▸ **Given data**
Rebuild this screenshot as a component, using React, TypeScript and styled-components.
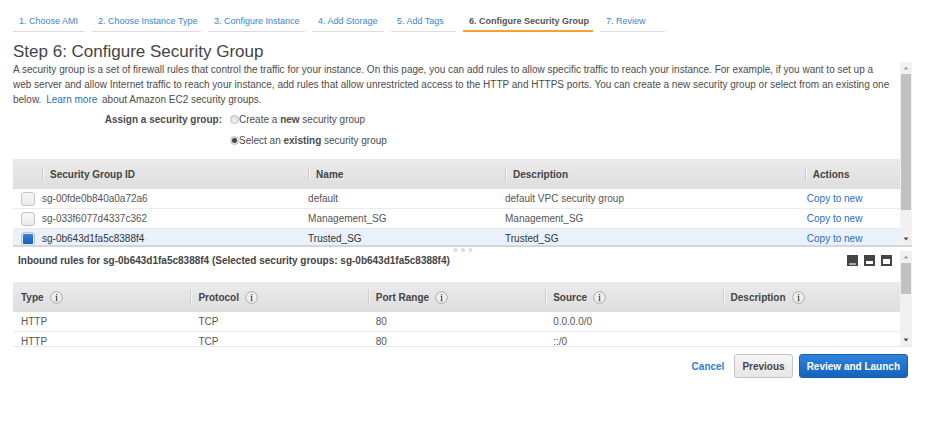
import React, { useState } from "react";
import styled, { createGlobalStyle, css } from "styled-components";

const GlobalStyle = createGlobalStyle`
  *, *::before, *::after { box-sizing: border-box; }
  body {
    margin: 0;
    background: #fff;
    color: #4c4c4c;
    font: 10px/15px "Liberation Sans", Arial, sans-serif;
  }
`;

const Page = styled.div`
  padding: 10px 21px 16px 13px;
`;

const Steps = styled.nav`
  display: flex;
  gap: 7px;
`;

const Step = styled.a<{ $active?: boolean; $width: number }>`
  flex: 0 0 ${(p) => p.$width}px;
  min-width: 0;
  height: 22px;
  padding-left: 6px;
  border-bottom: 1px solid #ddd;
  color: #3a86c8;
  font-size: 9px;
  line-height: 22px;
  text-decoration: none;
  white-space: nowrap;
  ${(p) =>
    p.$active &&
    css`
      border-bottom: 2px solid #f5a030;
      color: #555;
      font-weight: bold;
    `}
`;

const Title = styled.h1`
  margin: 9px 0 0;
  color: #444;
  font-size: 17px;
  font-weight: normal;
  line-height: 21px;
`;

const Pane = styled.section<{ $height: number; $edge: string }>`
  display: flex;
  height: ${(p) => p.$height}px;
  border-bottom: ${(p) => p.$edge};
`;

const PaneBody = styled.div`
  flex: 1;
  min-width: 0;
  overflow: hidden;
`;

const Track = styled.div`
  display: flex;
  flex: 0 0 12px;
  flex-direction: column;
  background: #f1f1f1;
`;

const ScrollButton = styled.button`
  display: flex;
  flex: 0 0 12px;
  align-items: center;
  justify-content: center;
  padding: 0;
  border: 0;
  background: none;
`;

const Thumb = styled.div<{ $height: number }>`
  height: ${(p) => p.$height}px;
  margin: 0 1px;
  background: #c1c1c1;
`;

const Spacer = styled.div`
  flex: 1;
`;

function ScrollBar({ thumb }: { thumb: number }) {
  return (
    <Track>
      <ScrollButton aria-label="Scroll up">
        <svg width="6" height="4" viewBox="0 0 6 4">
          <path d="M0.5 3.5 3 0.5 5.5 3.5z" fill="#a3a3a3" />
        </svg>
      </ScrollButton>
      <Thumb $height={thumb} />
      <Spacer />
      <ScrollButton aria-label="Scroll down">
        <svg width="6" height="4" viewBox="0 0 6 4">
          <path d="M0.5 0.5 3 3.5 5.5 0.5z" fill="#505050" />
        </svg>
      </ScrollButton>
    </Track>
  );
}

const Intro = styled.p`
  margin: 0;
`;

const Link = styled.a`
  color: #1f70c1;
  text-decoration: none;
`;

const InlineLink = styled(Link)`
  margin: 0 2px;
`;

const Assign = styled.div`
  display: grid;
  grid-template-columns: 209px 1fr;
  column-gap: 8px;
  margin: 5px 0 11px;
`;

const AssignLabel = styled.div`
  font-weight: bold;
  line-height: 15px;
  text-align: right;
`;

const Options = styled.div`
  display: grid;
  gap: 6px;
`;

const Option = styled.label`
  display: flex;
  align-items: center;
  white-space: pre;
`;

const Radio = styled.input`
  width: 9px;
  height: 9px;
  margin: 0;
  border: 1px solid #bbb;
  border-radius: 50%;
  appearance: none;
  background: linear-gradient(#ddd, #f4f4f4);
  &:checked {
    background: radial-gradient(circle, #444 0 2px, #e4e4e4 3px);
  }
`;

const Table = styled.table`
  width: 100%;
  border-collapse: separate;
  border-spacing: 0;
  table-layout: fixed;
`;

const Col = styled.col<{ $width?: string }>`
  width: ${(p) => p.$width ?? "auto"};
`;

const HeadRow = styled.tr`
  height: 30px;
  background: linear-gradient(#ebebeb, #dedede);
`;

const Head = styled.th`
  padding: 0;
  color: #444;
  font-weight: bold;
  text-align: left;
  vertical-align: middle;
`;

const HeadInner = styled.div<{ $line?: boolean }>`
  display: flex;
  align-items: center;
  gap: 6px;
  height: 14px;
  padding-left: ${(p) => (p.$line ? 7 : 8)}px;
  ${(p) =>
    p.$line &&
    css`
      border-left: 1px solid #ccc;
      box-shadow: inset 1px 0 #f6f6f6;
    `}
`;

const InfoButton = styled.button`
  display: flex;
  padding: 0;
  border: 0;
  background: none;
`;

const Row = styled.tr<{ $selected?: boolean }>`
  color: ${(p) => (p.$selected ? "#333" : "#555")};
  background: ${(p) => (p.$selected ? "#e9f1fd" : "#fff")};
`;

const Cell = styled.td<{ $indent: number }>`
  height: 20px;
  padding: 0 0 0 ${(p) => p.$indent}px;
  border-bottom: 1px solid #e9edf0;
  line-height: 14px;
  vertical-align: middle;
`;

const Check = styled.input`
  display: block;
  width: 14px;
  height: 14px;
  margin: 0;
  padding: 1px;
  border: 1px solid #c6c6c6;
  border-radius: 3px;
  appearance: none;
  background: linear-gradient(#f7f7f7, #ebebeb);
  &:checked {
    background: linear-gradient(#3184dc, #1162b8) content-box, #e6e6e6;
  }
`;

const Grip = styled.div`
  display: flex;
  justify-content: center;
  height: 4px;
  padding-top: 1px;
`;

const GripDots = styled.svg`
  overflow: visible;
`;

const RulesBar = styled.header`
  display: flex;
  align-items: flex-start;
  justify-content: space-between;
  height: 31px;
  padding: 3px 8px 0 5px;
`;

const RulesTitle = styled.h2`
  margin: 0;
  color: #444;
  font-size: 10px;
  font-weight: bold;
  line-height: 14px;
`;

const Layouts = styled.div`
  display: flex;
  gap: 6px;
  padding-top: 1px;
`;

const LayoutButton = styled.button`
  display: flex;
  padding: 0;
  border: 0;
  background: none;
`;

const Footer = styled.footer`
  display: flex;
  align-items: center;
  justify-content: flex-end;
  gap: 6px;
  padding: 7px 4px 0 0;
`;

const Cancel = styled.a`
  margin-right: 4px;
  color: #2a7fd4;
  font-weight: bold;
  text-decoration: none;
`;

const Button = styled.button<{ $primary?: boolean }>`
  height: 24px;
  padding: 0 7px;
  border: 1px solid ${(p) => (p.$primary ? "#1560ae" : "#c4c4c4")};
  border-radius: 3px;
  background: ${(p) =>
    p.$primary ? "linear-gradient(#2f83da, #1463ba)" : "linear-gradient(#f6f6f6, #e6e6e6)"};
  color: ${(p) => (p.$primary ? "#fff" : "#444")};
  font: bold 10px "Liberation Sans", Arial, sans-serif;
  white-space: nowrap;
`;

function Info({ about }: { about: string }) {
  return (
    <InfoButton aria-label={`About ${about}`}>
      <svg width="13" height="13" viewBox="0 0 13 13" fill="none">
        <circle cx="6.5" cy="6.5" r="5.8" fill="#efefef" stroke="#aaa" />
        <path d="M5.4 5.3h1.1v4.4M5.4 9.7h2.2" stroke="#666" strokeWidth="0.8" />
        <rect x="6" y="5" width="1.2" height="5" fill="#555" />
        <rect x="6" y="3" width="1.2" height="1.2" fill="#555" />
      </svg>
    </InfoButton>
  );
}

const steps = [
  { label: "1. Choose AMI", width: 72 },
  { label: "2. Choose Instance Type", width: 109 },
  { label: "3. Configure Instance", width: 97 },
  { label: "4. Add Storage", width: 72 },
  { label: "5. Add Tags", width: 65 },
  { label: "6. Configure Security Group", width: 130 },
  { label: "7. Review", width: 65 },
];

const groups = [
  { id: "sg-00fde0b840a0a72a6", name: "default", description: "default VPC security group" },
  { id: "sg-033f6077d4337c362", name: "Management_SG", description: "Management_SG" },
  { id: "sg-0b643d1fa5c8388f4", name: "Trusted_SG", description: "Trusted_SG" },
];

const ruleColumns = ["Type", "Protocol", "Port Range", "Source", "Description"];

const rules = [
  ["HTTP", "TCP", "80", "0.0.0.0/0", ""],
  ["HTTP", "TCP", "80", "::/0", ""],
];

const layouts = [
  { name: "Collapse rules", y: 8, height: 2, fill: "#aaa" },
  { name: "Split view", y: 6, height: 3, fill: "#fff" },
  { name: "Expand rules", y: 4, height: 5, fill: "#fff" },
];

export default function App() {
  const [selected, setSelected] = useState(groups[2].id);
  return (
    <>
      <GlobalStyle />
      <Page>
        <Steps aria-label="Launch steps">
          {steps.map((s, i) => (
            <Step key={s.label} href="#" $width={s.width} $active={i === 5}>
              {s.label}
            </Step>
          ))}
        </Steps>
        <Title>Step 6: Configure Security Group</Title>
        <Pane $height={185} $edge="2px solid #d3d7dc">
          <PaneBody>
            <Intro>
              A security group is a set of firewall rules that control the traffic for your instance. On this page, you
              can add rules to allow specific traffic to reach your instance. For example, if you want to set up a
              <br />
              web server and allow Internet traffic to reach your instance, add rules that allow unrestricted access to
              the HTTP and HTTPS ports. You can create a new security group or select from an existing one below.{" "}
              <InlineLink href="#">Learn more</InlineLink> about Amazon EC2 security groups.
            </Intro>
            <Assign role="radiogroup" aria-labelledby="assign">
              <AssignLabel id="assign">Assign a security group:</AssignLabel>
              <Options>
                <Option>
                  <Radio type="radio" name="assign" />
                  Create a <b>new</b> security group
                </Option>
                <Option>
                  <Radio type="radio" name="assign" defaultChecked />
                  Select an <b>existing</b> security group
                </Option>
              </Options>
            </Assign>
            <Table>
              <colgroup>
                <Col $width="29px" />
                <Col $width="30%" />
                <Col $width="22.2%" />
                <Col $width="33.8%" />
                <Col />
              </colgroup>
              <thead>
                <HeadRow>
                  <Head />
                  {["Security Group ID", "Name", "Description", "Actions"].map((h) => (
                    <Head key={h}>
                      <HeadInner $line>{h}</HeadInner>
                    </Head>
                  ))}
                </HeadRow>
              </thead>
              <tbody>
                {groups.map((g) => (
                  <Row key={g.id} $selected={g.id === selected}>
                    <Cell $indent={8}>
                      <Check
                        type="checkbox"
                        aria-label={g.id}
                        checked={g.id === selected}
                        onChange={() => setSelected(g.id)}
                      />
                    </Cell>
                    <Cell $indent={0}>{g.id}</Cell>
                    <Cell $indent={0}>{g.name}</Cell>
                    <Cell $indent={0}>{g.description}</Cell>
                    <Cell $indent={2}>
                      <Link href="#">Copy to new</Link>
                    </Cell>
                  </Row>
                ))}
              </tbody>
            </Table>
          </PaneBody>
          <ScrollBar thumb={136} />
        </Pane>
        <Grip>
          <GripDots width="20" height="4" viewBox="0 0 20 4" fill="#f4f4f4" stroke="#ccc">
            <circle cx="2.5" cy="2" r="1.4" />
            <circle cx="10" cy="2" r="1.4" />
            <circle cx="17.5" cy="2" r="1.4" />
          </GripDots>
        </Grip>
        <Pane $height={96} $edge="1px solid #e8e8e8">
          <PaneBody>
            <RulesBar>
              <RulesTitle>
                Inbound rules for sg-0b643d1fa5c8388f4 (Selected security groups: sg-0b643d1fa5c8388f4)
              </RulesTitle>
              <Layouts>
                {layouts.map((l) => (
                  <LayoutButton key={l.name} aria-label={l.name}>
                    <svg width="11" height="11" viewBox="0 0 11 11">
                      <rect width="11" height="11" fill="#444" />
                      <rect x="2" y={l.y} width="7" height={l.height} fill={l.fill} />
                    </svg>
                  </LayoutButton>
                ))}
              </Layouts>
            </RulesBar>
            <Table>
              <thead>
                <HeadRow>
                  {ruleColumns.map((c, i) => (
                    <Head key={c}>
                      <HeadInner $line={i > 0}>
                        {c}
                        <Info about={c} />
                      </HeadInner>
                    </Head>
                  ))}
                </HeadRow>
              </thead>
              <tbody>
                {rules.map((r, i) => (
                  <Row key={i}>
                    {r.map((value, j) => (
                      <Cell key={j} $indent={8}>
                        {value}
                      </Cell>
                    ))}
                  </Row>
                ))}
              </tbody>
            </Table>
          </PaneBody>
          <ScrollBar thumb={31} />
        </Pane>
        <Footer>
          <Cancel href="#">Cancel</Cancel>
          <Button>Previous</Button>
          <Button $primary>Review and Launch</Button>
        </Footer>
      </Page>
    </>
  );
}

▸ **Problem to work on**
Identify every line above that includes the word "components", and show those lines.

▸ **Task response**
Rebuild this screenshot as a component, using React, TypeScript and styled-components.
import styled, { createGlobalStyle, css } from "styled-components";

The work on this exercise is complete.